Deux photographes de guerre, Tim Hetherington et Chris Hondros, ont été tués, mercredi 20 avril à Misrata, grande ville de l'ouest de la Libye assiégée depuis plusieurs semaines par les forces kadhafistes.Tim Hetherington et Chris Hondros étaient tous deux âgés de 41 ans. Les deux hommes se trouvaient dans un groupe qui a été atteint par des tirs de mortier rue de Tripoli, l'artère principale entre le centre et le sud de la ville, que se disputent les insurgés et les forces gouvernementales. "Tout était calme et nous tentions de nous retirer quand un obus de mortier est arrivé. Nous avons entendu des explosions", a raconté le photographe espagnol Guillermo Cervera, présent lors du bombardement.

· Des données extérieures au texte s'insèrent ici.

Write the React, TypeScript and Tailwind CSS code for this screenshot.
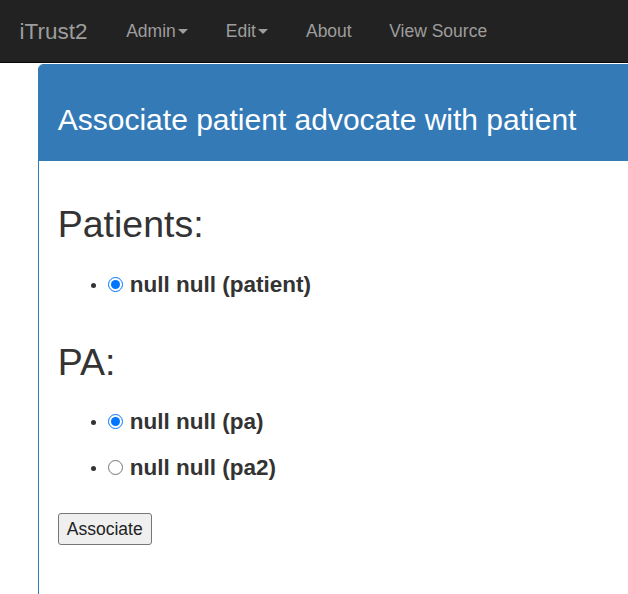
import React from "react";

function Caret() {
  return (
    <span className="inline-block ml-[2.5px] align-middle w-0 h-0 border-t-[5px] border-t-[#9d9d9d] border-x-[5px] border-x-transparent" />
  );
}

function NavLink({ children, caret }: { children: React.ReactNode; caret?: boolean }) {
  return (
    <a className="px-[18.75px] text-[17.5px] text-[#9d9d9d] leading-[25px] whitespace-nowrap">
      {children}
      {caret && <Caret />}
    </a>
  );
}

function Item({ label, name, checked }: { label: string; name: string; checked?: boolean }) {
  return (
    <li className="h-[46px] pt-[14px] leading-[25px] text-[17.5px]">
      <label className="inline-flex items-center h-[25px] align-top">
        <input
          type="radio"
          name={name}
          defaultChecked={checked}
          className="w-[15px] h-[15px] m-0 mr-[7px] accent-[#0075ff]"
        />
        <span className="text-[22.5px] leading-[25px] font-bold text-[#333]">{label}</span>
      </label>
    </li>
  );
}

export default function App() {
  return (
    <div
      className="w-[628px] h-[594px] overflow-hidden bg-white text-[#333]"
      style={{ fontFamily: '"Liberation Sans", Arial, sans-serif' }}
    >
      <nav className="h-[63px] bg-[#222] border-b border-[#080808] flex items-center">
        <a className="pl-[19.5px] pr-[20px] text-[22.5px] text-[#9d9d9d] leading-[25px]">iTrust2</a>
        <NavLink caret>Admin</NavLink>
        <NavLink caret>Edit</NavLink>
        <NavLink>About</NavLink>
        <NavLink>View Source</NavLink>
      </nav>
      <div className="ml-[38px] mt-[1px] w-[640px] border border-[#337ab7] rounded-t-[5px] bg-white">
        <div className="bg-[#337ab7] rounded-tl-[4px] px-[18.75px] pt-[37.5px] pb-[25px]">
          <h3 className="text-[30px] leading-[33px] text-white font-normal">
            Associate patient advocate with patient
          </h3>
        </div>
        <div className="px-[18.75px] pt-[18.75px] pb-[80px]">
          <h2 className="mt-[25px] mb-[12.5px] text-[37.5px] leading-[41.25px] font-normal">Patients:</h2>
          <ul className="list-disc pl-[50px] pb-[12.5px]">
            <Item name="patient" label="null null (patient)" checked />
          </ul>
          <h2 className="mt-[25px] mb-[12.5px] text-[37.5px] leading-[41.25px] font-normal">PA:</h2>
          <ul className="list-disc pl-[50px] pb-[12.5px]">
            <Item name="pa" label="null null (pa)" checked />
            <Item name="pa" label="null null (pa2)" />
          </ul>
          <button className="mt-[13px] h-[32px] px-[8px] bg-[#efefef] border border-[#767676] rounded-[3px] text-[17.5px] text-[#222]">
            Associate
          </button>
        </div>
      </div>
    </div>
  );
}
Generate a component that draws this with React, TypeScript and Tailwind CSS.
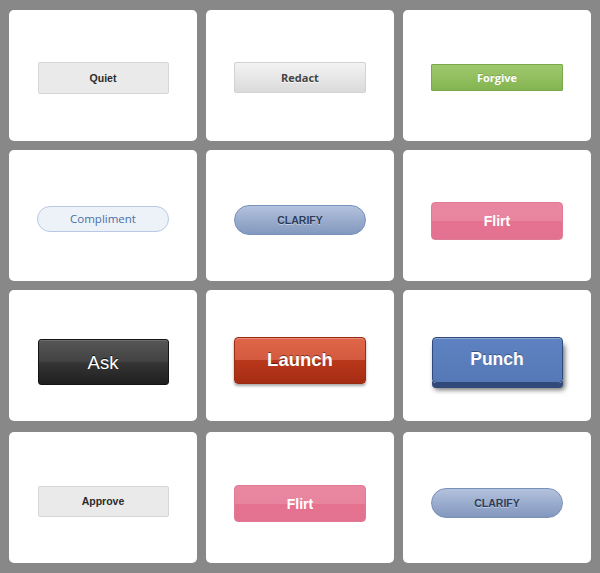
import type { ReactNode } from 'react'

type Cell = {
  label: string
  className: string
  offset: string
  inner?: ReactNode
}

const helv = "font-['Liberation_Sans',Arial,sans-serif]"
const lucida = "font-['Open_Sans','DejaVu_Sans',sans-serif]"

const cells: Cell[] = [
  {
    label: 'Quiet',
    offset: 'mt-[5px]',
    className: `${helv} w-[131px] h-[32px] bg-[#eaeaea] border border-[#d6d6d6] rounded-[2px] text-[10.5px] font-bold text-[#2b2b2b]`,
  },
  {
    label: 'Redact',
    offset: 'mt-[4px]',
    className: `${lucida} w-[132px] h-[31px] bg-gradient-to-b from-[#f3f3f3] to-[#dadada] border border-[#d2d2d2] rounded-[2px] text-[11px] font-bold text-[#444] [text-shadow:0_1px_0_rgba(255,255,255,0.8)]`,
  },
  {
    label: 'Forgive',
    offset: 'mt-[4px]',
    className: `${lucida} w-[132px] h-[27px] bg-gradient-to-b from-[#a0c96e] to-[#84b451] border border-[#7aa84a] rounded-[1px] text-[11px] font-bold text-white [text-shadow:0_-1px_0_rgba(0,0,0,0.15)]`,
  },
  {
    label: 'Compliment',
    offset: 'mt-[7px]',
    className: `${lucida} w-[132px] h-[26px] bg-[#edf2f9] border border-[#b7c9e4] rounded-full text-[11.5px] text-[#4a6fa6]`,
  },
  {
    label: 'CLARIFY',
    offset: 'mt-[9px]',
    className: `${helv} w-[132px] h-[30px] bg-gradient-to-b from-[#b3c2dd] to-[#8398be] border border-[#7a90ba] rounded-full text-[10.5px] font-bold text-[#2c3c5a] [text-shadow:0_1px_0_rgba(255,255,255,0.45)]`,
  },
  {
    label: 'Flirt',
    offset: 'mt-[11px]',
    className: `${helv} w-[132px] h-[38px] bg-[linear-gradient(to_bottom,#e987a1_0%,#e8849e_50%,#e4728f_50%,#e37190_100%)] border border-[#e07a95] rounded-[4px] text-[14px] font-bold text-white`,
  },
  {
    label: 'Ask',
    offset: 'mt-[13px]',
    className: `${helv} w-[131px] h-[46px] bg-[linear-gradient(to_bottom,#565656_0%,#434343_48%,#353535_52%,#1f1f1f_100%)] border border-[#141414] rounded-[3px] text-[18.5px] text-white pt-[3px] [text-shadow:0_-1px_0_rgba(0,0,0,0.8)] shadow-[inset_0_1px_0_rgba(255,255,255,0.15)]`,
  },
  {
    label: 'Launch',
    offset: 'mt-[10px]',
    className: `${helv} w-[132px] h-[47px] bg-[linear-gradient(to_bottom,#e0664a_0%,#d35a3e_50%,#b9381b_50%,#a42c13_100%)] border border-[#9b2a12] rounded-[4px] text-[18.5px] font-bold text-white [text-shadow:0_-1px_0_rgba(0,0,0,0.45)] shadow-[inset_0_1px_0_rgba(255,255,255,0.25),0_2px_3px_rgba(0,0,0,0.35)]`,
  },
  {
    label: 'Punch',
    offset: 'mt-[9px]',
    className: `${helv} w-[131px] h-[46px] bg-gradient-to-b from-[#5e82c1] to-[#5678b6] border border-[#2f4a7c] rounded-[4px] text-[17.5px] font-bold text-white [text-shadow:0_-1px_0_rgba(0,0,0,0.35)] shadow-[inset_0_1px_0_rgba(255,255,255,0.3),0_5px_0_#32497a,2px_7px_5px_rgba(0,0,0,0.55)]`,
  },
  {
    label: 'Approve',
    offset: 'mt-[8px]',
    className: `${helv} w-[131px] h-[31px] bg-[#eaeaea] border border-[#d6d6d6] rounded-[2px] text-[10.5px] font-bold text-[#2b2b2b]`,
  },
  {
    label: 'Flirt',
    offset: 'mt-[12px]',
    className: `${helv} w-[132px] h-[37px] bg-[linear-gradient(to_bottom,#e987a1_0%,#e8849e_50%,#e4728f_50%,#e37190_100%)] border border-[#e07a95] rounded-[4px] text-[14px] font-bold text-white`,
  },
  {
    label: 'CLARIFY',
    offset: 'mt-[11px]',
    className: `${helv} w-[132px] h-[30px] bg-gradient-to-b from-[#b3c2dd] to-[#8398be] border border-[#7a90ba] rounded-full text-[10.5px] font-bold text-[#2c3c5a] [text-shadow:0_1px_0_rgba(255,255,255,0.45)]`,
  },
]

function Card({ cell, last }: { cell: Cell; last: boolean }) {
  return (
    <div
      className={`h-[131px] bg-white rounded-[5px] flex items-center justify-center ${last ? 'mt-[2px]' : ''}`}
    >
      <button
        className={`${cell.className} ${cell.offset} flex items-center justify-center leading-none`}
      >
        {cell.label}
      </button>
    </div>
  )
}

export default function App() {
  return (
    <div className="w-[600px] h-[573px] bg-[#888888] px-[9px] pt-[10px] overflow-hidden">
      <div className="grid grid-cols-3 gap-[9px]">
        {cells.map((cell, i) => (
          <Card key={i} cell={cell} last={i >= 9} />
        ))}
      </div>
    </div>
  )
}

Né à Liverpool, en Grande-Bretagne, Tim Hetherington avait couvert de nombreux conflits au cours des dix dernières années et remporté plusieurs prix prestigieux, notamment le World Press Photo Award en 2007 pour ses photos des soldats américains en Afghanistan. Il avait ensuite réalisé sur ce sujet, avec Sebastian Junger, le documentaire Restrepo, nommé aux Oscars.
Le Monde avait pu rencontrer Hetherington et Junger au mois de février pour les interroger sur leur travail en Afghanistan.
Blessé à la tête, Chris Hondros est mort quelques heures après. Mercredi, une photo qu'il avait réalisée faisait la "une" du Washington Post. On y voit un fossoyeur en train de creuser une tombe dans un cimetière de Misrata. Chris Hondros avait notamment couvert les conflits du Kosovo, de l'Angola, de la Sierra Leone, de l'Afghanistan ou d'Irak. Sélectionné pour le prix Pulitzer, il avait remporté en 2006 la médaille d'Or Robert-Capa pour son "courage et son initiative exceptionnels" en Irak.
Deux autres photographes ont été blessés, mercredi. Après deux mois de conflit en Libye, trois journalistes sont morts, plus d'une dizaine ont été détenus et d'autres sont portés disparus. Ali Hassan Al Jaber, caméraman d'Al-Jazira, avait été tué le 12 mars dans une embuscade près de Benghazi. Mohamed Nabous, 28 ans, est mort sous les balles du régime à Benghazi. Il n'était pas journaliste professionnel mais avait monté la première télévision libre de Libye, Libya Horaa, diffusée sur Internet par satellite.
"RISQUER LEUR VIE CHAQUE JOUR POUR NOUS INFORMER"
A l'annonce de l'incident, la Maison Blanche a salué "les journalistes (qui), à travers le monde, risquent leur vie chaque jour pour nous informer, demander des comptes aux dirigeants et donner la parole à tous ceux que personne n'entend".
Plusieurs médias internationaux ont interdit à leurs reporteurs de se rendre à Misrata en raison des risques trop importants, avant d'alléger leurs restrictions. Des dizaines de journalistes sont arrivés mercredi après-midi par bateau de Benghazi, fief de la rébellion dans l'Est. Un tir de mortier a également touché à la mi-journée deux médecins ukrainiens, tuant l'homme et blessant grièvement sa consœur, selon des sources médicales à Misrata.
La situation est périlleuse également dans l'axe Ajdabiya-Brega, autre zone de combats entre rebelles et forces gouvernementales dans l'est du pays. Dimanche, une pluie de roquettes vers Ajdabiya avait forcé les journalistes à se replier à l'extérieur de la ville.
Outre les dangers des combats, il y a aussi les disparitions. Le sort d'un journaliste britannique d'Al-Jazira, Kamel Ataloua, demeure inconnu. Trois collègues de la chaîne, un Tunisien, un Mauritanien et un Norvégien, arrêtés en même temps que lui le 7 mars dans l'ouest du pays, ont été libérés. Quatre journalistes, deux Américains travaillant pour des journaux en ligne, un Espagnol et un Sud-Africain, l'un et l'autre photographes, ont disparu le 4 avril. Le gouvernement libyen a affirmé qu'ils étaient détenus et seraient libérés, mais la Maison Blanche a déclaré mardi que les Américains étaient "très inquiets" à leur sujet. Le porte-parole du Conseil national de transition (CNT), organe officiel de la rébellion, Abdelhafiz Ghoqa, a indiqué mercredi soir que six journalistes libyens étaient aussi entre les mains de Kadhafi.